In May 1937, the organisers of the Salzburg Festival invited Boyd Neel and his orchestra to perform three works at that year's Festival, in August, only three months away. One of those works had to be a previously unperformed work by a British composer. Neel knew Britten from having conducted his film score for Love from a Stranger in 1936, so he asked him to write a new work for a string orchestra. Britten accepted the commission and immediately started work on a new set of variations on a theme by Bridge. Britten took as his theme the second of Bridge's Three Idylls for string quartet, Op. 6, No. 2. The first sketch was completed in 10 days, and the work was fully scored by 12 July.

He dedicated the work "To F.B. A tribute with affection and admiration". Both Bridge and Britten attended rehearsals of the work.

The work was given its concert premiere, as planned, on 27 August 1937 in Salzburg. However, its broadcast premiere occurred two days earlier; it was played live on Radio Hilversum on 25 August. Its British premiere took place on 5 October of the same year.

It was first recorded in 1938 by Neel conducting his own string orchestra. A recording with Britten himself conducting did not appear until 1967, with the English Chamber Orchestra for Decca. It has also been recorded by many other ensembles, with conductors including Herbert von Karajan, Yehudi Menuhin, Sir Charles Groves, Sir Alexander Gibson, Iona Brown, Sir Gilbert Levine, and Steuart Bedford.

==Structure==
The work is structured as follows:
- Introduction and Theme
- Variation 1: Adagio
- Variation 2: March
- Variation 3: Romance
- Variation 4: Aria Italiana
- Variation 5: Bourrée classique
- Variation 6: Wiener Waltzer
- Variation 7: Moto perpetuo
- Variation 8: Funeral March
- Variation 9: Chant
- Variation 10: Fugue and Finale

Each variation is a nod to a specific quality in Bridge's personality, but reflected through the prism of Britten's own personality. The Adagio represented Bridge's integrity; the March was his energy; the Romance his charm; the Aria Italiana his humour; the Bourrée his tradition; the Wiener Walzer his enthusiasm; the Moto perpetuo his vitality; the Funeral March his sympathy; the Chant was his reverence; the Fugue was his skill (it contains a number of references to other works by Bridge); and their mutual affection appears in the Finale. These connections were made explicit on the score Britten presented to Bridge, but they do not appear in the printed score.

Britten also imitated the styles of a number of composers such as Gioachino Rossini, Maurice Ravel and Igor Stravinsky.
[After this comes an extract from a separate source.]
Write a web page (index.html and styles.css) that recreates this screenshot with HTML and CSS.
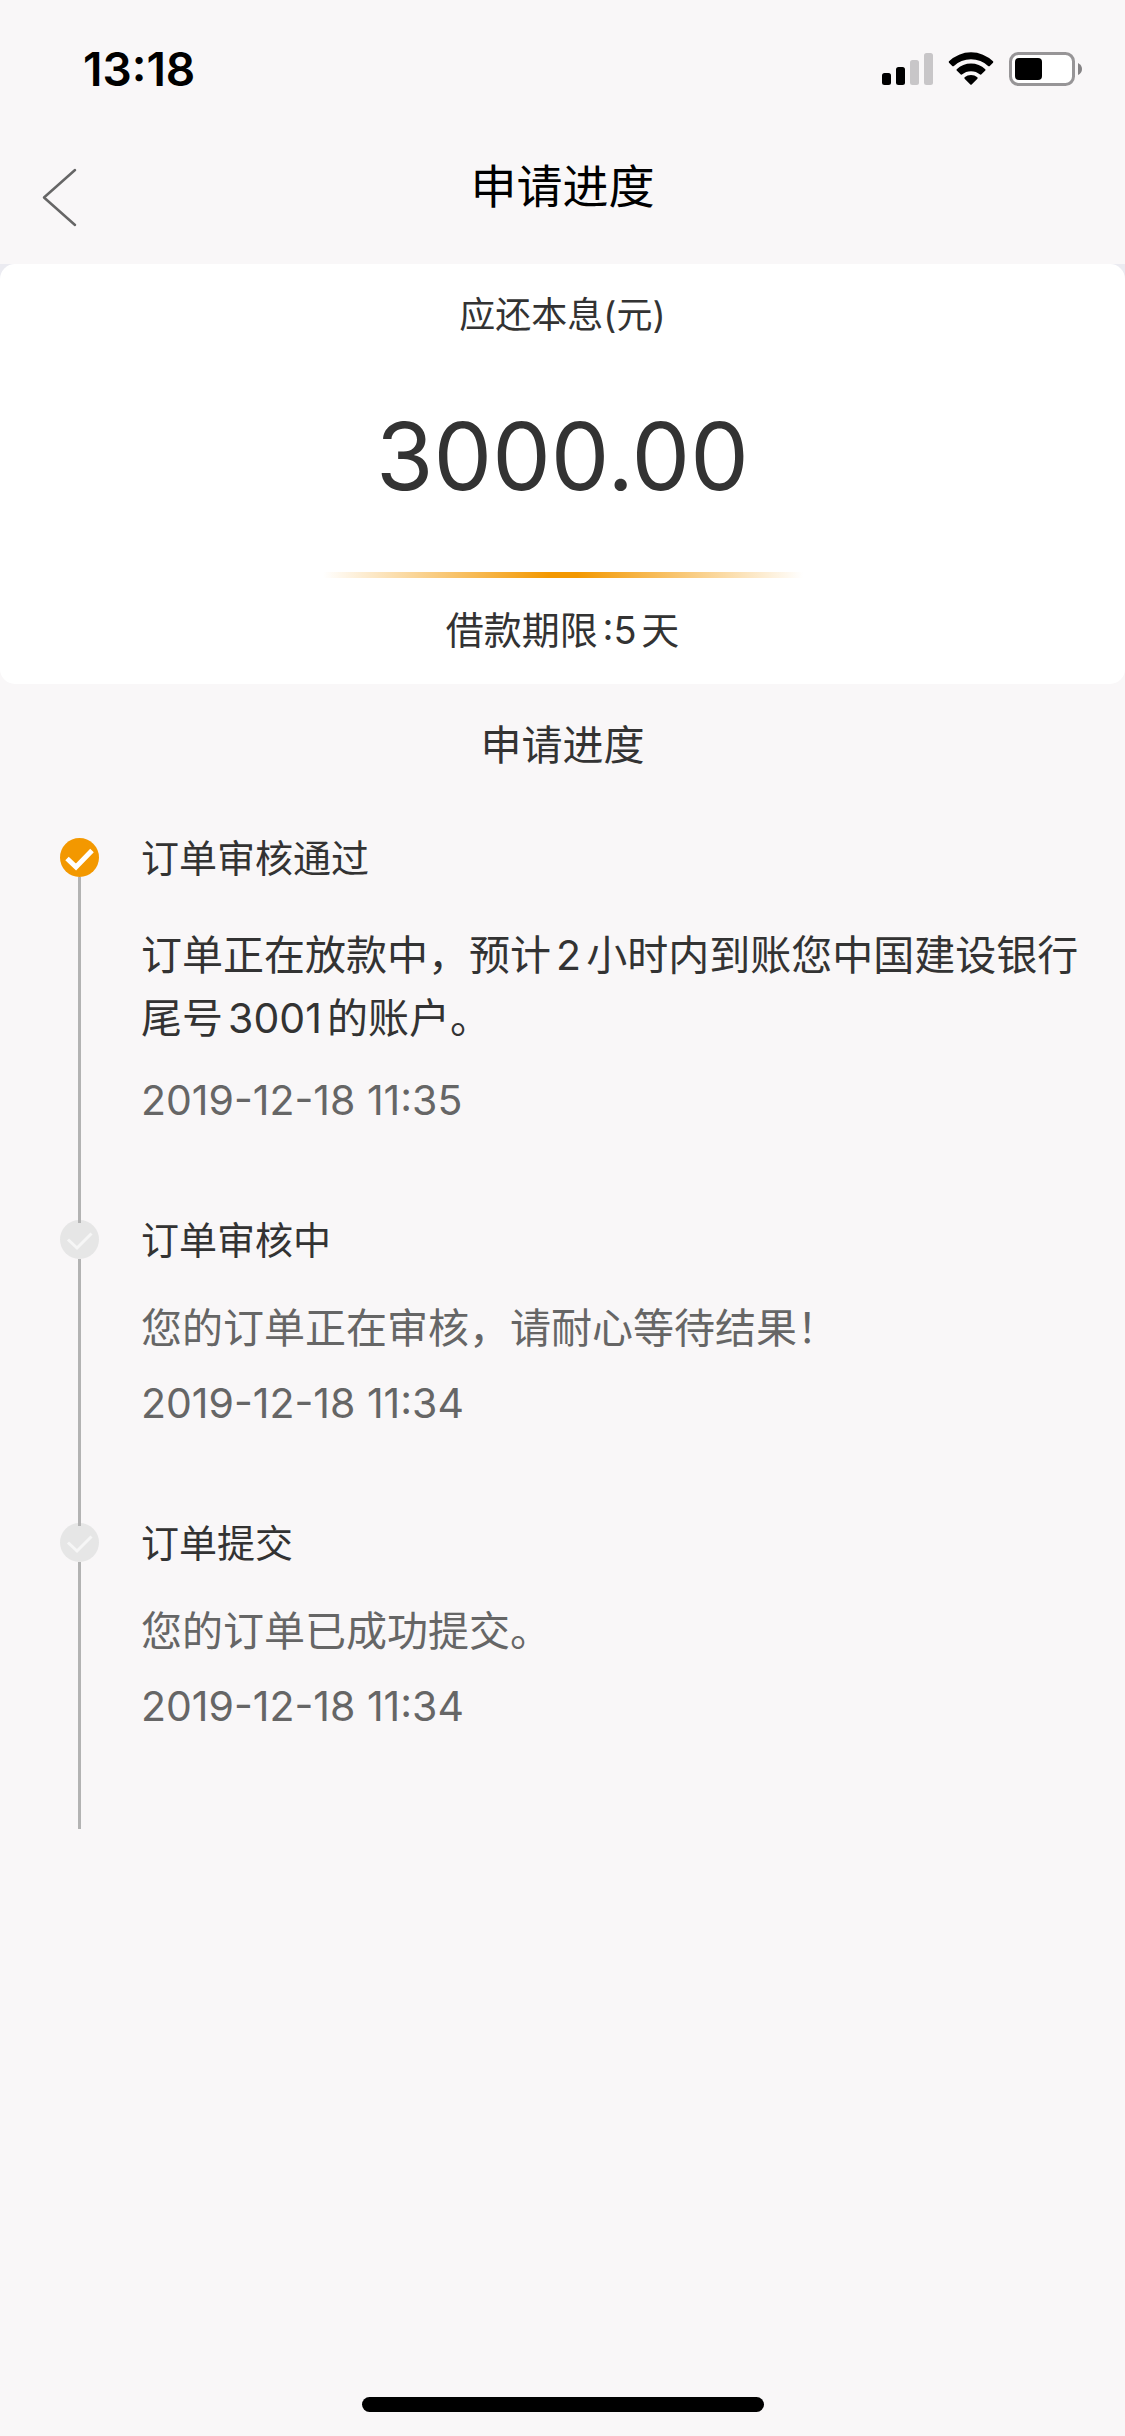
FILE: index.html
```html
<!DOCTYPE html>
<html lang="zh-CN">
<head>
<meta charset="utf-8">
<meta name="viewport" content="width=device-width">
<title>申请进度</title>
<link rel="stylesheet" href="styles.css">
</head>
<body>
<div class="screen">
  <div class="status-bar">
    <time class="clock">13:18</time>
    <div class="status-icons">
      <svg width="51" height="34" viewBox="0 0 51 34" aria-hidden="true">
        <rect x="0" y="21" width="9" height="12" rx="2.5"/>
        <rect x="14" y="15" width="9" height="18" rx="2.5"/>
        <rect x="28" y="8" width="9" height="25" rx="2.5" fill="#c8c6c8"/>
        <rect x="42" y="1" width="9" height="32" rx="2.5" fill="#c8c6c8"/>
      </svg>
      <svg width="46" height="34" viewBox="0 0 46 34" aria-hidden="true">
        <path d="M1 9.300A31.500 31.500 0 0 1 45 9.300Q45.500 10 45 10.700L41.500 14.200Q41 14.500 40.400 14.200A25.500 25.500 0 0 0 5.600 14.200Q5 14.500 4.500 14.200L1 10.700Q.5 10 1 9.300Z"/>
        <path d="M8.700 17.200A21 21 0 0 1 37.300 17.200Q37.800 17.900 37.300 18.600L33.200 22.600Q32.700 22.900 32.100 22.600A14 14 0 0 0 13.900 22.600Q13.300 22.900 12.800 22.600L8.700 18.600Q8.200 17.900 8.700 17.200Z"/>
        <path d="M16.600 25.300A10.500 10.500 0 0 1 29.400 25.300Q29.900 26 29.400 26.700L23.700 32.500Q23 33 22.300 32.500L16.600 26.700Q16.100 26 16.600 25.300Z"/>
      </svg>
      <svg width="73" height="34" viewBox="0 0 73 34" aria-hidden="true">
        <rect x="1.500" y="1.500" width="63" height="31" rx="8" fill="#fff" stroke="#979597" stroke-width="3"/>
        <rect x="6" y="6" width="27" height="22" rx="4"/>
        <path d="M69 11Q73 13 73 17T69 23Z" fill="#858385"/>
      </svg>
    </div>
  </div>

  <header class="nav">
    <a class="back" href="#" aria-label="返回">
      <svg width="36" height="60" viewBox="0 0 36 60" fill="none" stroke="#666" stroke-width="2.500" stroke-linecap="round" stroke-linejoin="round" aria-hidden="true">
        <path d="M33 2 2 29.500 33 57"/>
      </svg>
    </a>
    <h1 class="nav-title">申请进度</h1>
  </header>

  <main class="content">
    <div class="summary-wrap">
      <section class="summary">
        <p class="summary-label">应还本息(元)</p>
        <p class="amount">3000.00</p>
        <div class="divider"></div>
        <p class="term">借款期限:5天</p>
      </section>
    </div>

    <h2 class="section-title">申请进度</h2>

    <ol class="timeline">
      <li class="step step-current">
        <div class="rail">
          <svg class="dot" viewBox="0 0 39 39" aria-hidden="true">
            <circle cx="19.500" cy="19.500" r="19.500"/>
            <path d="M7 20.500 16 29 32 12.500"/>
          </svg>
          <span class="line"></span>
        </div>
        <div class="step-body">
          <h3 class="step-title">订单审核通过</h3>
          <p class="step-text">订单正在放款中，预计2小时内到账您中国建设银行尾号3001的账户。</p>
          <time class="step-time">2019-12-18 11:35</time>
        </div>
      </li>
      <li class="step">
        <div class="rail">
          <svg class="dot" viewBox="0 0 39 39" aria-hidden="true">
            <circle cx="19.500" cy="19.500" r="19.500"/>
            <path d="M8 19.500 17 28 31.500 13.500"/>
          </svg>
          <span class="line"></span>
        </div>
        <div class="step-body">
          <h3 class="step-title">订单审核中</h3>
          <p class="step-text">您的订单正在审核，请耐心等待结果！</p>
          <time class="step-time">2019-12-18 11:34</time>
        </div>
      </li>
      <li class="step">
        <div class="rail">
          <svg class="dot" viewBox="0 0 39 39" aria-hidden="true">
            <circle cx="19.500" cy="19.500" r="19.500"/>
            <path d="M8 19.500 17 28 31.500 13.500"/>
          </svg>
          <span class="line"></span>
        </div>
        <div class="step-body">
          <h3 class="step-title">订单提交</h3>
          <p class="step-text">您的订单已成功提交。</p>
          <time class="step-time">2019-12-18 11:34</time>
        </div>
      </li>
    </ol>
  </main>

  <div class="home-indicator"></div>
</div>
</body>
</html>
```
FILE: styles.css
```css
* {
  box-sizing: border-box;
  margin: 0;
  padding: 0;
}

body {
  background: #f9f7f8;
  color: #333;
  font-family: Inter, "Noto Sans CJK SC", sans-serif;
  font-size: 41px;
  text-autospace: normal;
}

h1, h2, h3 {
  font-weight: 400;
}

.screen {
  display: flex;
  flex-direction: column;
  min-height: 100vh;
}

.status-bar {
  display: flex;
  align-items: center;
  justify-content: space-between;
  height: 132px;
  padding: 6px 43px 0 83px;
  color: #000;
}

.clock {
  font-size: 46px;
  font-weight: 600;
}

.status-icons {
  display: flex;
  gap: 15px;
}

.nav {
  display: grid;
  grid-template-columns: 120px 1fr 120px;
  height: 132px;
  color: #000;
}

.back {
  display: flex;
  align-items: center;
  padding-left: 42px;
}

.nav-title {
  font-size: 46px;
  line-height: 108px;
  text-align: center;
}

.content {
  flex: 1;
}

.summary-wrap {
  background: linear-gradient(#ebebf1 50%, #f9f7f8 50%);
}

.summary {
  display: flex;
  flex-direction: column;
  align-items: center;
  padding: 24px 24px 27px;
  border-radius: 15px;
  background: #fff;
}

.summary-label {
  font-size: 36px;
  line-height: 54px;
}

.amount {
  margin-top: 57px;
  font-size: 93px;
  line-height: 114px;
}

.divider {
  width: 480px;
  max-width: 100%;
  height: 6px;
  margin: 59px 0 25px;
  background: linear-gradient(90deg, transparent, #f39800 47%, #f39800 53%, transparent);
}

.term {
  font-size: 38px;
  line-height: 54px;
}

.section-title {
  margin: 30px 0 62px;
  font-size: 41px;
  line-height: 62px;
  text-align: center;
}

.timeline {
  padding: 0 40px 0 60px;
  list-style: none;
}

.step {
  display: flex;
  gap: 42px;
  color: #666;
}

.rail {
  display: flex;
  flex: none;
  flex-direction: column;
  align-items: center;
  width: 39px;
}

.dot {
  display: block;
  width: 39px;
  height: 39px;
  fill: #e6e6e6;
}

.dot path {
  fill: none;
  stroke: #f6f6f6;
  stroke-width: 3;
}

.step-current .dot {
  fill: #f39800;
}

.step-current .dot path {
  stroke: #fff;
  stroke-width: 5;
}

/* The rail runs slightly over the top of the next dot. */
.line {
  z-index: 1;
  flex: 1;
  width: 3px;
  margin-bottom: -3px;
  background: #b3b3b3;
}

.step-body {
  padding-bottom: 100px;
}

.step-title {
  color: #333;
  font-size: 38px;
  line-height: 40px;
}

.step-text {
  margin: 37px 0 23px;
  font-size: 41px;
  line-height: 63px;
}

.step-current .step-text {
  margin: 46px 0 30px;
  color: #333;
}

.step-time {
  display: block;
  font-size: 41px;
  line-height: 40px;
}

.home-indicator {
  width: 402px;
  height: 15px;
  margin: 24px auto;
  border-radius: 8px;
  background: #000;
}
```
Paul Kildea writes of the piece:
 Though the theme is played in the opening section, it is done so rather whimsically, and it is only at the end of the piece that it is spelled out with weight and clarity. When it arrives it makes sense of everything that has gone before it, demanding that we start again from the beginning, hearing the work once more, this time with our ears alert.

A typical performance of the work lasts around 27 minutes.

==Ballet arrangements==
In 1942 Colin McPhee, a close friend of Britten's, arranged the Variations for two pianos, to be used for Lew Christensen's ballet Jinx.

In 1949, Arthur Oldham, the only private pupil Britten ever had, arranged the work for full symphony orchestra, for Frederick Ashton's ballet Le Rêve de Léonor. This had its first performance on 26 April 1949 at the Prince's Theatre, London, by the Ballet de Paris de Roland Petit.

Twyla Tharp has also used the music for a ballet, How Near Heaven.

Hans van Manen created the choreography Frank Bridge Variations for the composition in 2005, for the Dutch National Ballet with set and costume design by Keso Dekker.